Recorded data:
━━━━━━━━━━
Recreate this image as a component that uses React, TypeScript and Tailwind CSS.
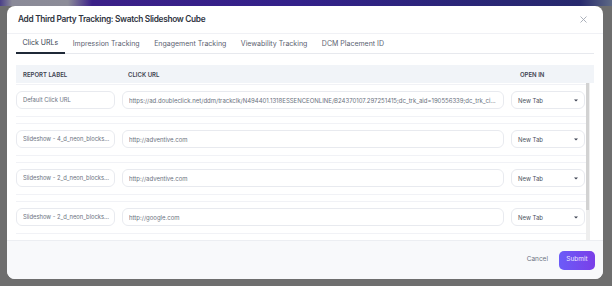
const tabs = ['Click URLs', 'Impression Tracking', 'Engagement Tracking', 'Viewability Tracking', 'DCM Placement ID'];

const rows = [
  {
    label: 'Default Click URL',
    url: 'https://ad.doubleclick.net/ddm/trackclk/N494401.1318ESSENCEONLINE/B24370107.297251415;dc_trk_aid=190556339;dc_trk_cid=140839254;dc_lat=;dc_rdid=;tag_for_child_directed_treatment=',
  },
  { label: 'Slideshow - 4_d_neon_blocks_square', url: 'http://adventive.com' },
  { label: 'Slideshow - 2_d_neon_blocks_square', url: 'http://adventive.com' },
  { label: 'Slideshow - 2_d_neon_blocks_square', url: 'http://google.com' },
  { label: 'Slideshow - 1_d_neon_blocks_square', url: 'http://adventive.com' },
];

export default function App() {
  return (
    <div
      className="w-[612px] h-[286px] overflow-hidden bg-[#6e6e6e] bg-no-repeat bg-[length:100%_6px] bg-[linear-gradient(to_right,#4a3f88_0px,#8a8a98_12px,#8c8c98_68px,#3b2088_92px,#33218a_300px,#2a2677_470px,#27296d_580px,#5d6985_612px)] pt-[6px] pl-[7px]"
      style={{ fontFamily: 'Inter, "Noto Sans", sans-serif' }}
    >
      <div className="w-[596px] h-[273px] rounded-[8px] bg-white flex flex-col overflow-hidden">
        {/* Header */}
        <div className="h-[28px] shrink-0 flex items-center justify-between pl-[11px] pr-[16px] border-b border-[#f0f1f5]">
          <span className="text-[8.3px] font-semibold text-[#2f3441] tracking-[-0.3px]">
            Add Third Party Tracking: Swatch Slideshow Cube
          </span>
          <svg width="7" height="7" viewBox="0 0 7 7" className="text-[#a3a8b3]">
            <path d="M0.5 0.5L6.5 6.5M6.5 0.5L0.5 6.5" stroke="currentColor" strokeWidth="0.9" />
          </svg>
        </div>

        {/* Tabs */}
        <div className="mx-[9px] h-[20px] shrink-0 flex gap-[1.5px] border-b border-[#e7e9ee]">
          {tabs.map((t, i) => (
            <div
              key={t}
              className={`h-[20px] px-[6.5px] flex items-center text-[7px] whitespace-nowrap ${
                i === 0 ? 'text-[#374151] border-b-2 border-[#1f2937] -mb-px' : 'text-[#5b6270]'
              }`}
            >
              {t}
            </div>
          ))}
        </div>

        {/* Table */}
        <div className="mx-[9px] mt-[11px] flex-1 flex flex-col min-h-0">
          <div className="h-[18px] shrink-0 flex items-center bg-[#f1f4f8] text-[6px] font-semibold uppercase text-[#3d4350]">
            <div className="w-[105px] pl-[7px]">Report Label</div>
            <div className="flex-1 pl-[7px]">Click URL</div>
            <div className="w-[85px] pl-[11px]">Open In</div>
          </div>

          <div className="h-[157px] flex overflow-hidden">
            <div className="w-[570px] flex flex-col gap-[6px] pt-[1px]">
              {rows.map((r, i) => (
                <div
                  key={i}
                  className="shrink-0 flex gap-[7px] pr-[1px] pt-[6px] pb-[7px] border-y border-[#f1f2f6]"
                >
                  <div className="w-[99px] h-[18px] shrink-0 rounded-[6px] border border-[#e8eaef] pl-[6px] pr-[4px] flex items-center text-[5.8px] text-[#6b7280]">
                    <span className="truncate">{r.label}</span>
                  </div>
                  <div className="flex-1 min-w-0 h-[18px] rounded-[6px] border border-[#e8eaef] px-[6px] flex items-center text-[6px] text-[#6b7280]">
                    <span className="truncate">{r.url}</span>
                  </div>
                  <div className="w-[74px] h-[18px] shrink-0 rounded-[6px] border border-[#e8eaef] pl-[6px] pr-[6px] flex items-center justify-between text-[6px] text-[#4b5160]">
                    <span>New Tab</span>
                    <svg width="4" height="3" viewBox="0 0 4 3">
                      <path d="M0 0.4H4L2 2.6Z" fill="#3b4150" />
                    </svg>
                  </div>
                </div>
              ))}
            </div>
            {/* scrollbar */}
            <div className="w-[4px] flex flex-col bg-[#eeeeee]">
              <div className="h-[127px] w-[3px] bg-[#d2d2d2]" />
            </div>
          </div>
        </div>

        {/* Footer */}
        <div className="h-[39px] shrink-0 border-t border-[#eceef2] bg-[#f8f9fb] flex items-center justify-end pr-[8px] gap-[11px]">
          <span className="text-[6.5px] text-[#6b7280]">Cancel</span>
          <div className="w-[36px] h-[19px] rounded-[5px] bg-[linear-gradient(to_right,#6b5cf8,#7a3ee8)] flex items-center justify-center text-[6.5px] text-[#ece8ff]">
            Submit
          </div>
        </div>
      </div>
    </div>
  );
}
━━━━━━━━━━
To be done: Repeat, word for word and with no pictures, only the lines running from the beginning of the data to the line that contains "const tabs = ['Click".

Written solution:
Recreate this image as a component that uses React, TypeScript and Tailwind CSS.
const tabs = ['Click URLs', 'Impression Tracking', 'Engagement Tracking', 'Viewability Tracking', 'DCM Placement ID'];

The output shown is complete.